Commodities / Gold & Silver 2009 Dec 14, 2009 - 03:01 AM GMT

By: Howard_Katz


Diamond Rated - Best Financial Markets Analysis ArticleRight now the financial markets are telling us a story which is so incredible, so fantastic and filled with such opportunities for profit that I am in awe.  I can only remember two comparable opportunities in my lifetime, the bottom in gold at $35/oz. in the summer of 1970 and the bottom in stocks in the summer of 1982 at 780 DJI.

The purpose of a financial market is to value economic goods.  The successful speculator is one who correctly values goods; the unsuccessful one fails at this crucial task.  All you have to do is to look at history and you can see that the majority of speculators have done very badly at their job.  Why did the speculators of the day sell gold for $35 in 1970?  Couldn’t they see that gold was one of the few economic goods which had failed to triple in price since 1933?  A check with the Bureau of Labor Statistics “Inflation Calculator” shows that a basket of goods whose average price was $1.00 in 1935 had risen to $2.83 in 1970.  And yet gold had first been set at $35 in 1935 and was still $35 some 35 years later.  Since everything in the country had close to tripled by 1970, then wasn’t that some kind of a clue that gold also should have tripled?

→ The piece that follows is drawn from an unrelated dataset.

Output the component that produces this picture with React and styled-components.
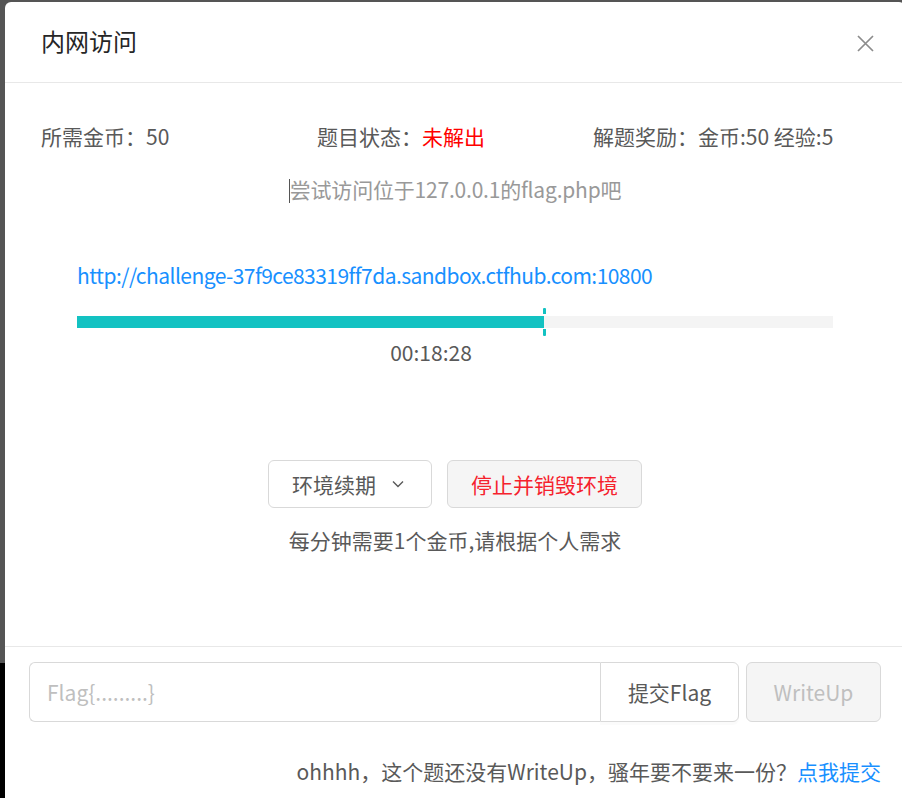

But their incompetence is our good fortune.  When the majority of speculators wrongly value goods, they create opportunities, sometimes fantastic opportunities, for us to profit.  And since we have truth and truth is good, it is only right that we should profit.  The key is to be sure that one has the truth.

We know that from the summer of 1970 to January of 1980 the price of gold rose by a factor of 25 times.  You could make 25 times your money – without having to use margin.  Again from the summer of 1982 to October 2007, the DJI rose from 780 to 14,200.  You could make 18 times your money.

Yet what were speculators doing at that time?  They had been fanatically bullish on stocks from the mid-1960s all through the long, painful bear market.  They used to say, “Buy and hold good, sound stocks for the long pull.”  And so they did.  And then, after 16 years of losing money, they suddenly turned bearish.  Suddenly they pulled a crackpot from out of the refuse which litters Wall Street, a crackpot named Henry Kaufman (and nicknamed Dr. Doom).  Suddenly the entire nation was told that Dr. Doom (whose name I had never even heard up to that time) was the greatest economist in the country.  Whatever he said, one must believe.

What Dr. Doom said in 1982 was that interest rates are going up, and stocks are going down.  The prime rate was then 20%, and the DJI, as noted, was 780.  That was the exact top in interest rates and the exact bottom in stocks.  What a disaster.  From 1966 to 1982 the value of the U.S. dollar (related to real goods, not other currencies) had fallen by 2/3.  All stock speculators had to triple their money JUST TO STAY EVEN IN REAL TERMS.  Did they do this?  No.  Their capital shrunk by 22% in nominal terms AND BY 74% IN REAL TERMS.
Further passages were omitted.